**** INFORMATION SUPPLIED

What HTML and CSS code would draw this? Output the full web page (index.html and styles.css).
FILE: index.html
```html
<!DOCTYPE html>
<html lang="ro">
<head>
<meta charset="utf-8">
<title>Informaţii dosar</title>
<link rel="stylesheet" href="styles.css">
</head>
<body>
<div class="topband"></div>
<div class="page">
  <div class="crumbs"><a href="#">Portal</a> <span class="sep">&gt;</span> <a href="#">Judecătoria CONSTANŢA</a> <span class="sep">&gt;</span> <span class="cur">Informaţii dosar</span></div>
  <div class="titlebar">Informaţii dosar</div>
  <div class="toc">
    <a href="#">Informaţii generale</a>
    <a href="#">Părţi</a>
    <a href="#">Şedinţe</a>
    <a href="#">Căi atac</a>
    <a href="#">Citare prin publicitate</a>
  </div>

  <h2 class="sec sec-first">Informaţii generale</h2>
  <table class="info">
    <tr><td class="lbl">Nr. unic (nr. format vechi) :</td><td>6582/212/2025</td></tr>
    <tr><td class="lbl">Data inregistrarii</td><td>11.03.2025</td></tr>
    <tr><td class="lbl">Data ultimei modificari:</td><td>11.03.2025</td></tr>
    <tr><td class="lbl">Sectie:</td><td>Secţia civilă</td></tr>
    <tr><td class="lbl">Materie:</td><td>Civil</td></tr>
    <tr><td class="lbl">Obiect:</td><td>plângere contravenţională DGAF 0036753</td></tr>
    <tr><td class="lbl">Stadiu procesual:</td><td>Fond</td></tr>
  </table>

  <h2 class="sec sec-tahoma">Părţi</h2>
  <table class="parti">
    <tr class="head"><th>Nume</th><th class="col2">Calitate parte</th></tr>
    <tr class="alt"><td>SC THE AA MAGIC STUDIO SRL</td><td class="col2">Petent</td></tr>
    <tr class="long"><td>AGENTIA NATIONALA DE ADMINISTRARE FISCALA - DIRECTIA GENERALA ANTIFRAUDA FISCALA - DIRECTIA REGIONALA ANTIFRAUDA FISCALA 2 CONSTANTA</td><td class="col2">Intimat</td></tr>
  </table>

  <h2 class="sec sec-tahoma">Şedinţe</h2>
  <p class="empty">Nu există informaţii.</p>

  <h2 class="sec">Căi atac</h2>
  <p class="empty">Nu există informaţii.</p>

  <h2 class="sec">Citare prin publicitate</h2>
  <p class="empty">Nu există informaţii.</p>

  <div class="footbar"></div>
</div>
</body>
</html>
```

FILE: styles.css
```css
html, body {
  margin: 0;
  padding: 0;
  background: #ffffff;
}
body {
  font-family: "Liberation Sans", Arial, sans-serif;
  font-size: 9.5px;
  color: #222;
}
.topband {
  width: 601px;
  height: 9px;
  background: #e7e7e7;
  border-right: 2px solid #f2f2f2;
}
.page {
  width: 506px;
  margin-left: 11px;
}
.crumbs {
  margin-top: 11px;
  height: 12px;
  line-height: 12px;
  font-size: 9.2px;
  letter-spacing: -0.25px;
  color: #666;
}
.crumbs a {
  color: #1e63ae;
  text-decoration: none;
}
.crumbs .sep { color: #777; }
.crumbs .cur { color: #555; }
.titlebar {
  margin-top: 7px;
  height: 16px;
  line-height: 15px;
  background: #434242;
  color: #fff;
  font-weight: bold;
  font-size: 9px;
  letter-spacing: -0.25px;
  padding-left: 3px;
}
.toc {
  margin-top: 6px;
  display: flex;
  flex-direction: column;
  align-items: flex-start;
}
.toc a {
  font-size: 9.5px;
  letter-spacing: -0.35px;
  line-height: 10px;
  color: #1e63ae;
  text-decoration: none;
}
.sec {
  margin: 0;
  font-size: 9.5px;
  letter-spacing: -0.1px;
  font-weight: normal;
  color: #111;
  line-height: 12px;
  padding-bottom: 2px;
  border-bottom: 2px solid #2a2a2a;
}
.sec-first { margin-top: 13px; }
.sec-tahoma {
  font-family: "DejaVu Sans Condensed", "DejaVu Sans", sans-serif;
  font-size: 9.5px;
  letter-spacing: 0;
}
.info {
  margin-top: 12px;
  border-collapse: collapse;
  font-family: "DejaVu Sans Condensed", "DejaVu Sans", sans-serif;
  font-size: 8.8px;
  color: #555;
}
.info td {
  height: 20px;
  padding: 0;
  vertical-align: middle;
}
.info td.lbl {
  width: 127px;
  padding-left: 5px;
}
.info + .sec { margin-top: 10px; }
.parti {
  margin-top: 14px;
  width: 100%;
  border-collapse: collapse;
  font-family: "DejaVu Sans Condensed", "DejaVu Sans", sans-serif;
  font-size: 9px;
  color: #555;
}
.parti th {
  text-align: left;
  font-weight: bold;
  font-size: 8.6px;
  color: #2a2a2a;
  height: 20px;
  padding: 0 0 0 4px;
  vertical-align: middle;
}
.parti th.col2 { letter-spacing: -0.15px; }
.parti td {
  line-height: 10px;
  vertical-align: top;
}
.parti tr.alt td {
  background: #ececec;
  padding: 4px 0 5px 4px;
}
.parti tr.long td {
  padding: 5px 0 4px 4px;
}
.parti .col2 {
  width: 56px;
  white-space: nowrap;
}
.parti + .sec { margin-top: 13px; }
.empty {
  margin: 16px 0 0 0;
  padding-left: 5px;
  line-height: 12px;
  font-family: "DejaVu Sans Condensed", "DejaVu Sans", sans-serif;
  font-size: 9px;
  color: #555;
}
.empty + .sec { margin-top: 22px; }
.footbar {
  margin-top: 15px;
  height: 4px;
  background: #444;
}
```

********

Where a line above contains the string "styles", copy that line.

TASK SOLUTION:
What HTML and CSS code would draw this? Output the full web page (index.html and styles.css).
<link rel="stylesheet" href="styles.css">
FILE: styles.css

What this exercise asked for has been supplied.